Industry watchers note that the combination of a clear technical breakout and strengthening on-chain fundamentals creates a more compelling case for continued upward momentum. The implication is that this rally may have a more substantial foundation than short-term speculation.
Conclusion
Bitcoin’s price action on April 14, 2026, has provided a clear technical signal with the breakout of an ascending triangle pattern. This move, targeting the $89,000-$90,000 range, is being supported by a significant surge in underlying network activity to 17-month highs. While resistance near $76,000 and $80,000 remains, the convergence of these bullish technical and on-chain factors suggests the market is exhibiting behavior consistent with earlier bull phases. What this means for investors is a market environment where both chart patterns and blockchain utility are aligning to support the prospect of further gains for Bitcoin.
FAQs
Q1: What is an ascending triangle pattern in Bitcoin trading?
An ascending triangle is a bullish chart pattern with a flat upper resistance line and a rising lower support line. A breakout above the resistance signals a potential continuation of the uptrend, with a price target calculated by the pattern’s height.

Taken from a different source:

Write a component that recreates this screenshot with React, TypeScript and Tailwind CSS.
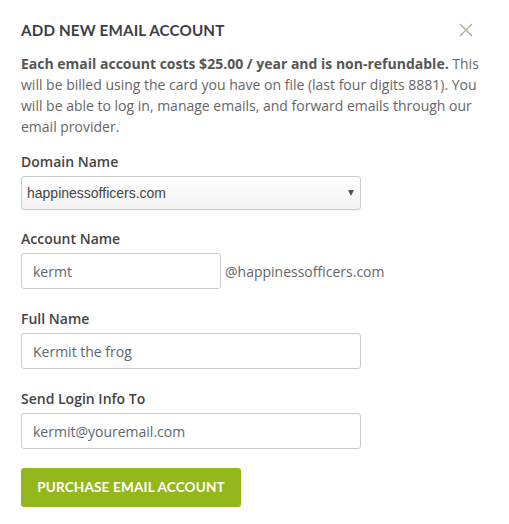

Q2: Why is Bitcoin’s daily transaction count important?
The daily transaction count measures how many transactions are processed on the Bitcoin network. A high and rising count suggests increased usage and demand for block space, which is often seen during periods of strong market interest and can be a fundamental indicator of network health.
Q3: What does rising transaction fee volume indicate?
Increasing fee volume shows users are willing to pay more to have their transactions confirmed quickly. This typically indicates higher demand for block space and can reflect greater urgency or value being placed on moving Bitcoin, often associated with bullish market sentiment.
Q4: What are the key resistance levels Bitcoin needs to clear?
The immediate resistance is consolidating above $76,000. The next major psychological barrier is $80,000. A sustained move above these levels would strengthen the bullish case for a test of the $89,000-$90,000 target zone.
Q5: How does on-chain activity relate to price?
While not a perfect predictor, strong on-chain activity (high transactions, fees) often correlates with periods of price appreciation. It suggests real economic usage and network demand, which can provide a more substantial foundation for a price rally compared to pure speculation.